51. A paragraph is given below from which the last sentence has been deleted. From the given options,
choose the one that completes the paragraph in the most appropriate way.
It's also what Vindi Banga employed when trying to figure out how to sell Unilever products to rural
Indian women. Instead of spending on advertising, the company established the women as smallbusiness
operators, providing loans to buy Unilever products and resell them in their communities.
The women got jobs, and Unilever got a new distribution channel, notes Banga. "These ladies
became brand ambassadors, brand teachers and brand distributors — all in one."
_____________________________
(a) Rural markets have come up in a big way in the past few years.
(b) It is astonishing that the potential of rural markets was discovered so late.
(c) In emerging markets, companies work very hard to get the value equation right.
(d) It is not surprising that Indian executives tend to pay particular attention to the rural consumer.


52. A paragraph is given below from which the last sentence has been deleted. From the given options,
choose the one that completes the paragraph in the most appropriate way.
Churchill and Gandhi, Hitler and Stalin—all had precise images, good or evil, and their deaths were
cause for sorrow or celebration. With Mao Tse-tung, it is another story. In his lifetime, he was
transformed in the public mind from archenemy to a more ambiguous figure that inspired neither
hatred nor love, but uneasy admiration. He embraced too many opposites to be more than partially
comprehended: visionary and tyrant, molder of men's souls and master of men's lives, the abstract
theoretician ruthlessly presiding over the liquidation of his opponents, the roly-poly uncle of his
country dunking in the Yangtze. But Americans had learned to be comfortable with Mao. So long as
he lived, China would not be especially friendly; neither would it be overly hostile.

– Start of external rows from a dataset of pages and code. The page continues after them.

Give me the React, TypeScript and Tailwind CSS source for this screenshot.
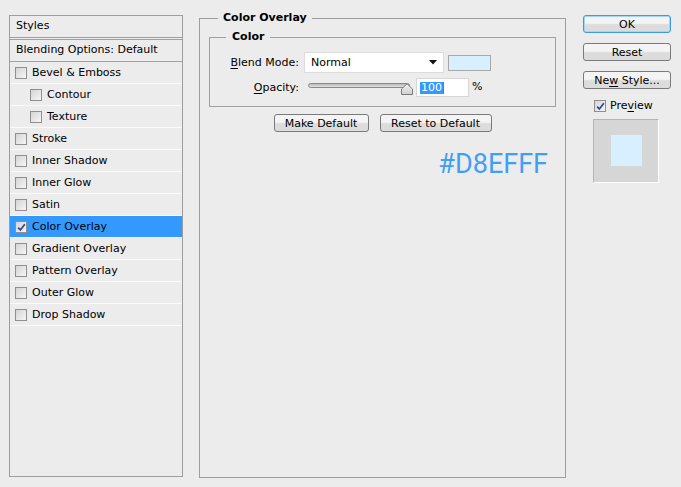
import React from 'react';

const font = { fontFamily: '"DejaVu Sans", Tahoma, Verdana, sans-serif' };

const styleRows: { label: string; indent?: boolean; checked?: boolean }[] = [
  { label: 'Bevel & Emboss' },
  { label: 'Contour', indent: true },
  { label: 'Texture', indent: true },
  { label: 'Stroke' },
  { label: 'Inner Shadow' },
  { label: 'Inner Glow' },
  { label: 'Satin' },
  { label: 'Color Overlay', checked: true },
  { label: 'Gradient Overlay' },
  { label: 'Pattern Overlay' },
  { label: 'Outer Glow' },
  { label: 'Drop Shadow' },
];

function CheckBox({ checked }: { checked?: boolean }) {
  return (
    <div className="relative w-[12px] h-[12px] shrink-0 border border-[#8f8f8f] bg-linear-to-br from-[#d4d4d4] to-[#f6f6f6]">
      {checked && (
        <svg className="absolute left-[1px] top-[1px]" width="9" height="9" viewBox="0 0 9 9">
          <path d="M1.2 4.6 L3.4 7 L7.8 1.2" fill="none" stroke="#2b4590" strokeWidth="1.7" />
        </svg>
      )}
    </div>
  );
}

function Button({ children, focused }: { children: React.ReactNode; focused?: boolean }) {
  return (
    <div
      className={`flex items-center justify-center h-[18px] rounded-[3px] border bg-linear-to-b from-[#f4f4f4] from-45% to-[#dcdcdc] to-55% text-[11px] leading-none text-black ${
        focused ? 'border-[#3c9ae0] shadow-[inset_0_0_0_1px_#a6d4f6]' : 'border-[#7a7a7a]'
      }`}
    >
      {children}
    </div>
  );
}

export default function App() {
  return (
    <div className="w-[681px] h-[487px] bg-[#ececec] flex items-start text-black" style={font}>
      {/* Styles list */}
      <div className="ml-[9px] mt-[15px] w-[174px] h-[462px] border border-[#9d9d9d] flex flex-col text-[11px]">
        <div className="h-[22px] border-b border-[#a0a0a0] flex items-center pl-[6px] pb-[1px]">Styles</div>
        <div className="mt-[1px] h-[23px] border-y border-[#a0a0a0] flex items-center pl-[6px]">
          Blending Options: Default
        </div>
        {styleRows.map((r) => (
          <div
            key={r.label}
            className={`h-[22px] border-b border-[#fafafa] flex items-center gap-[5px] ${
              r.indent ? 'pl-[20px]' : 'pl-[5px]'
            } ${r.checked ? 'bg-[#3399ff]' : ''}`}
          >
            <CheckBox checked={r.checked} />
            <span className="mt-[2px]">{r.label}</span>
          </div>
        ))}
      </div>

      {/* Color Overlay panel */}
      <fieldset className="ml-[16px] mt-[10px] w-[367px] h-[468px] border border-[#9d9d9d] px-[9px]">
        <legend className="ml-[9px] px-[5px] text-[11px] font-bold leading-[16px]">Color Overlay</legend>
        <fieldset className="mt-[3px] border border-[#a0a0a0] pb-[9px] text-[11px]">
          <legend className="ml-[16px] px-[6px] font-bold leading-[16px]">Color</legend>
          <div className="mt-[7px] flex items-center">
            <div className="w-[89px] text-right mt-[2px]">
              <span className="underline underline-offset-2">B</span>lend Mode:
            </div>
            <div className="ml-[5px] w-[140px] h-[21px] bg-white border border-[#dcdcdc] flex items-center justify-between pl-[6px] pr-[6px]">
              <span className="mt-[2px]">Normal</span>
              <svg width="8" height="5" viewBox="0 0 8 5">
                <path d="M0 0 H8 L4 4.5 Z" fill="#111" />
              </svg>
            </div>
            <div className="ml-[4px] w-[43px] h-[16px] bg-[#D8EFFF] border border-[#a8a8a8]" />
          </div>
          <div className="mt-[5px] flex items-center">
            <div className="w-[89px] text-right mt-[1px]">
              <span className="underline underline-offset-2">O</span>pacity:
            </div>
            <div className="relative ml-[9px] w-[104px] h-[19px]">
              <div className="absolute left-0 top-[5px] w-[102px] h-[5px] rounded-full border border-[#8a8a8a] bg-linear-to-b from-[#b8b8b8] to-[#e2e2e2]" />
              <svg className="absolute left-[93px] top-[5px]" width="12" height="12" viewBox="0 0 12 12">
                <defs>
                  <linearGradient id="th" x1="0" y1="0" x2="0" y2="1">
                    <stop offset="0" stopColor="#f4f4f4" />
                    <stop offset="1" stopColor="#cfcfcf" />
                  </linearGradient>
                </defs>
                <path d="M0.5 11.5 V6 L6 0.8 L11.5 6 V11.5 Z" fill="url(#th)" stroke="#7a7a7a" />
              </svg>
            </div>
            <div className="ml-[4px] w-[53px] h-[19px] bg-white border border-[#d6d6d6] flex items-center pl-[3px]">
              <span className="bg-[#3399ff] text-white leading-[12px] px-[1px]">100</span>
              <span className="w-[1px] h-[12px] bg-[#c8640a]" />
            </div>
            <span className="ml-[3px]">%</span>
          </div>
        </fieldset>
        <div className="mt-[7px] flex justify-center gap-[11px]">
          <div className="w-[95px]">
            <Button>Make Default</Button>
          </div>
          <div className="w-[112px]">
            <Button>Reset to Default</Button>
          </div>
        </div>
        <div className="mt-[18px] flex justify-end pr-[8px]">
          <span
            className="text-[27px] leading-[28px] text-[#3f9ff5]"
            style={{ fontFamily: 'Roboto, "Liberation Sans", sans-serif' }}
          >
            #D8EFFF
          </span>
        </div>
      </fieldset>

      {/* Right column */}
      <div className="ml-[17px] mt-[15px] w-[88px] flex flex-col text-[11px]">
        <Button focused>OK</Button>
        <div className="mt-[10px]">
          <Button>Reset</Button>
        </div>
        <div className="mt-[10px]">
          <Button>
            Ne<span className="underline underline-offset-2">w</span>&nbsp;Style...
          </Button>
        </div>
        <div className="mt-[8px] ml-[11px] flex items-center gap-[4px]">
          <CheckBox checked />
          <span className="mt-[1px]">
            Pre<span className="underline underline-offset-2">v</span>iew
          </span>
        </div>
        <div className="mt-[4px] ml-[10px] w-[66px] h-[64px] bg-[#d6d6d6] border border-[#b4b4b4] border-r-white border-b-white flex items-center justify-center">
          <div className="w-[31px] h-[31px] bg-[#D8EFFF]" />
        </div>
      </div>
    </div>
  );
}
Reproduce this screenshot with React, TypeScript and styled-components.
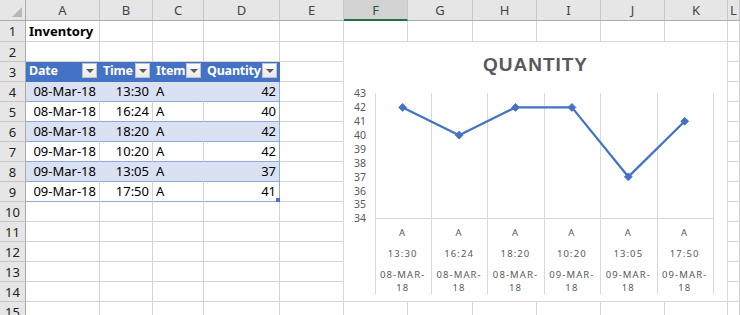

__________________________________________
(a) In his lifetime, he was transformed in the public mind.
(b) Now there is apprehension about which way the country may tilt.
(c) Mao's death was like the toppling of a giant.
(d) Great foreign leaders have always evoked strong emotions among Americans.


53. A paragraph is given below from which the last sentence has been deleted. From the given options,
choose the one that completes the paragraph in the most appropriate way.
In the early 1940s, Venu Chitale, a Maharashtrian in Britain, used to broadcast radio shows on
Indian cooking for BBC's home service. Around then, writer Mulk Raj Anand too had brought out a
collection of Indian recipes in the UK. Curry may be a craze among the British today, but few know
about its history in Britain. Indian independence created a sort of collective amnesia about the
history that India and Britain shared. _______________________________
(a) The history of Indians in Britain is better known and remembered post-1950.
(b) This shared history of the two countries can be compared to a long-term relationship.
(c) 'Making Britain: South Asian Visions of Home and Abroad' is a project funded by the UK Arts
and Humanities Research Council.
(d) Beyond the Frame: India British Connections is an archiving project that documents the long
history of Indian presence in Britain.